Try frozen fruit instead of fresh sometimes
According to Horne, frozen fruit is a more budget-friendly way to ensure your child is getting their five-a-day as it will last a lot longer than fresh fruit.
"Frozen fruit is also a great way to ensure lunches remain cool throughout the day as by the time lunchtime comes, their frozen mango, pineapple or strawberries will be ready to go," he adds.
Shop smart at supermarket sales
Stock up on your child’s favourite snacks when a local supermarket has a deal on them.
"It helps if the snacks can be frozen to avoid waste and they can also be used as a treat every once in a while," Horne says.
Make it part of your weekly routine to create a lunchtime meal plan with your kids, suggests Horne.

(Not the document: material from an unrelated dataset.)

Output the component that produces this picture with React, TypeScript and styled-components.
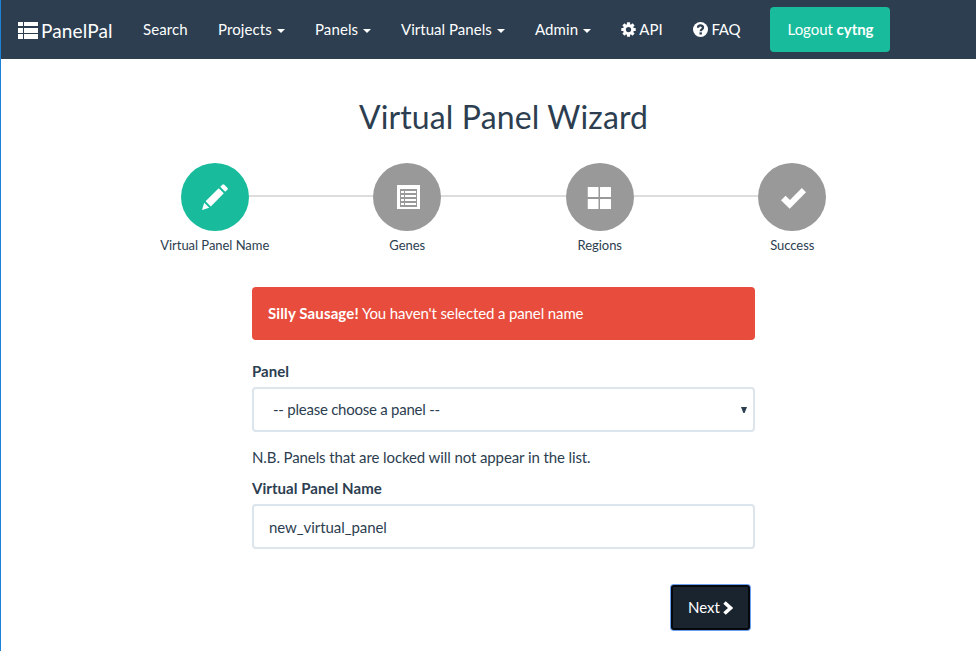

"Getting them involved in what they will be eating at school can be really engaging and useful," he says. "You could let them decide which snacks or fruit they want for the week while you choose the main meal, based on what you’re planning to batch-cook that week."
Try plant-based proteins
Plant-based proteins such as beans, pulses and legumes can be a cheaper way to incorporate good quality protein and fibre into your children’s diet, according to Hope.
"Where possible, bulk-buying dried beans and pulses and cooking them in batch is the most affordable way of preparing these foods," she explains."Try adding these to mince dishes to bulk them out or stirring them into soup for a nutritious and cheaper lunch."
Switch chicken or tuna for canned sardines
Canned sardines can be a more affordable way to incorporate omega-3 into the diet.
"Omega-3 plays an important role in supporting cognitive function, hormone production and joint health," explains Hope. "Sardines can also a source of protein and healthy fats too. Sardines can be added to pasta or cous cous for a nutritious lunch."
Remember oats aren't just for breakfast
High-sugar cereals can be expensive, but oats remain a more affordable option.
"One bag of oats goes much further than a box of cereal too," adds Hope. "Oats are rich in fibre to help support a beneficial gut microbiome and can keep your child fuller for longer throughout the morning or afternoon."
If you don’t have time to cook porridge for breakfast, Hope suggests trying overnight oats which will also help to save on energy as they require no cooking.
"Overnight oats can be a great lunch option for your children as they’re eaten cold, they’re nutritious and they’re super filling too," she adds.